Key Findings and Discussion

Candidates from eight signature peptides were tested; only ASGITFSNSGMHWVR correlated reliably with Nivolumab concentration, highlighting the challenge of homology with endogenous IgGs. MRM transitions for quantitation and structural confirmation were optimized. The calibration curve displayed linearity between 0.15 and 300 μg/mL in human plasma.

Validation data at low (2.93 μg/mL) and high (200 μg/mL) concentrations demonstrated:

• Precision (CV): 6.75–7.51 %
• Accuracy: 95.6–107 %
• Freeze‐thaw, long‐term (–20 °C), and 48 h processed‐sample stability (5 °C) met acceptance criteria.

Benefits and Practical Applications

The nSMOL approach offers a single, streamlined protocol for multiple antibody drugs, reducing method development time. Its Fv‐selectivity enhances specificity in complex matrices, and the validated LLOQ of 0.15 μg/mL covers preclinical to clinical dosing levels. This makes the assay suitable for pharmacokinetic monitoring, immunogenicity studies, and biomarker research.

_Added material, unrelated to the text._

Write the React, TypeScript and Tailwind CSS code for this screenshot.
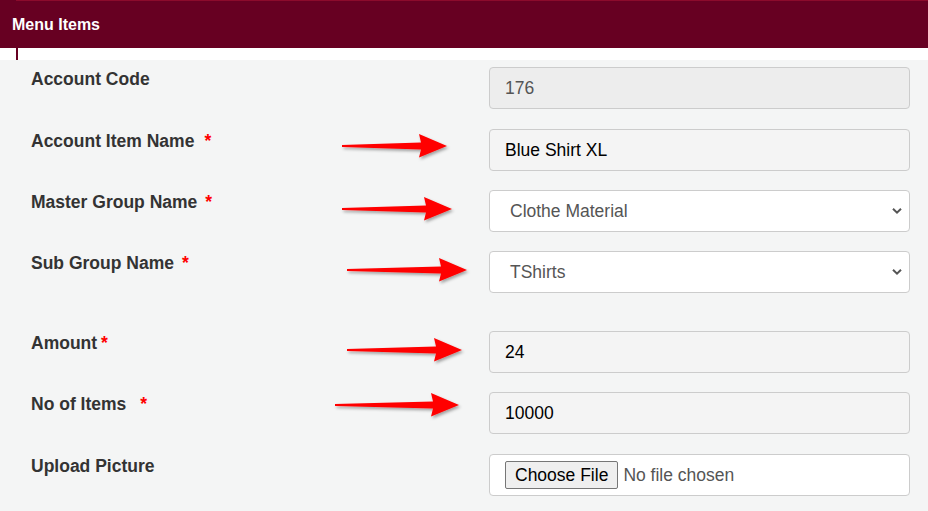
import React from "react";

const font = { fontFamily: '"Liberation Sans", Arial, sans-serif' };

function Arrow({ x1, x2, y }: { x1: number; x2: number; y: number }) {
  const L = x2 - x1;
  const hb = L - 27;
  const pts = [
    [0, -1],
    [hb + 1, -3.4],
    [hb - 1, -12],
    [L, 0],
    [hb - 1, 11.5],
    [hb + 1, 3.6],
    [0, 1],
  ]
    .map(([px, py]) => `${x1 + px},${y + py}`)
    .join(" ");
  return <polygon points={pts} fill="#ff0000" filter="url(#sh)" />;
}

function Label({ text, star, gap }: { text: string; star?: boolean; gap?: string }) {
  return (
    <div className="w-[458px] shrink-0 text-[17.5px] leading-[24px] font-bold text-[#333333]">
      {text}
      {star && <span className={`text-[#ff0000] ${gap ?? "ml-[6px]"}`}>*</span>}
    </div>
  );
}

function Chevron() {
  return (
    <svg width="10" height="7" viewBox="0 0 10 7" className="absolute right-[7px] top-1/2 -translate-y-1/2">
      <path d="M1 1.2 L5 5.2 L9 1.2" fill="none" stroke="#555" strokeWidth="2" />
    </svg>
  );
}

export default function App() {
  return (
    <div className="relative w-[928px] h-[511px] overflow-hidden bg-[#f4f5f5]" style={font}>
      <div className="h-[48px] bg-[#670022] flex flex-col">
        <div className="h-[1px] ml-[16px] bg-[#8c0b2c]" />
        <div className="flex-1 flex items-center px-[12px]">
          <span className="text-white font-bold text-[16px]">Menu Items</span>
        </div>
      </div>
      <div className="h-[12px] bg-white pl-[16px]">
        <div className="w-[2px] h-full bg-[#670022]" />
      </div>
      <div className="pl-[31px] pt-[7px] flex flex-col">
        <div className="flex items-start mb-[20px]">
          <Label text="Account Code" />
          <div className="w-[421px] h-[42px] rounded-[4px] border border-[#cccccc] bg-[#ededed] flex items-center pl-[15px] text-[17.5px] text-[#555555]">
            176
          </div>
        </div>
        <div className="flex items-start mb-[19px]">
          <Label text="Account Item Name" star gap="ml-[10px]" />
          <div className="w-[421px] h-[42px] rounded-[4px] border border-[#cccccc] bg-[#f4f4f4] flex items-center pl-[15px] text-[17.5px] text-black">
            Blue Shirt XL
          </div>
        </div>
        <div className="flex items-start mb-[19px]">
          <Label text="Master Group Name" star gap="ml-[8px]" />
          <div className="relative w-[421px] h-[42px] rounded-[4px] border border-[#cccccc] bg-white flex items-center pl-[20px] text-[17.5px] text-[#555555]">
            Clothe Material
            <Chevron />
          </div>
        </div>
        <div className="flex items-start mb-[38px]">
          <Label text="Sub Group Name" star gap="ml-[8px]" />
          <div className="relative w-[421px] h-[42px] rounded-[4px] border border-[#cccccc] bg-white flex items-center pl-[20px] text-[17.5px] text-[#555555]">
            TShirts
            <Chevron />
          </div>
        </div>
        <div className="flex items-start mb-[19px]">
          <Label text="Amount" star gap="ml-[4px]" />
          <div className="w-[421px] h-[42px] rounded-[4px] border border-[#cccccc] bg-[#f4f4f4] flex items-center pl-[15px] text-[17.5px] text-black">
            24
          </div>
        </div>
        <div className="flex items-start mb-[20px]">
          <Label text="No of Items" star gap="ml-[14px]" />
          <div className="w-[421px] h-[42px] rounded-[4px] border border-[#cccccc] bg-[#f4f4f4] flex items-center pl-[15px] text-[17.5px] text-black">
            10000
          </div>
        </div>
        <div className="flex items-start">
          <Label text="Upload Picture" />
          <div className="w-[421px] h-[42px] rounded-[4px] border border-[#cccccc] bg-white flex items-center pl-[15px] text-[17.5px]">
            <span className="h-[28px] px-[9px] flex items-center rounded-[2px] border border-[#767676] bg-[#efefef] text-black">
              Choose File
            </span>
            <span className="ml-[5px] text-[#555555]">No file chosen</span>
          </div>
        </div>
      </div>
      <svg className="absolute left-0 top-0 pointer-events-none" width="928" height="511">
        <defs>
          <filter id="sh" x="-10%" y="-50%" width="120%" height="200%">
            <feDropShadow dx="1.5" dy="2" stdDeviation="1.5" floodColor="#000" floodOpacity="0.35" />
          </filter>
        </defs>
        <Arrow x1={342} x2={447} y={146} />
        <Arrow x1={342} x2={452} y={209} />
        <Arrow x1={347} x2={467} y={270} />
        <Arrow x1={347} x2={462} y={350} />
        <Arrow x1={335} x2={459} y={405} />
      </svg>
    </div>
  );
}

Future Trends and Opportunities

As biologics pipelines expand, multiplexed monitoring of antibody therapeutics and anti‐drug antibodies will become important. Integration of automated nSMOL sample preparation and high‐throughput LC‐MS platforms could accelerate large‐scale studies. Further refinement of signature peptide selection may improve sensitivity and broaden applicability to biosimilar and next‐generation antibody formats.

Conclusion

The validated nSMOL‐LC-MS/MS method for Nivolumab provides a robust, accurate, and precise assay across a wide concentration range in human plasma. It fulfills regulatory guidance for bioanalytical validation and supports translational research from early preclinical models to clinical trials.

Reference

• Ishida Y, Agata Y, Shibahara K, Honjo T. EMBO J. 1992;11(11):3887.
• Iwamoto N et al. Analyst. 2014; DOI:10.1039/c3an02104a.
• Iwamoto N et al. J Chromatogr B. 2016; DOI:10.1016/j.jchromb.2016.04.038.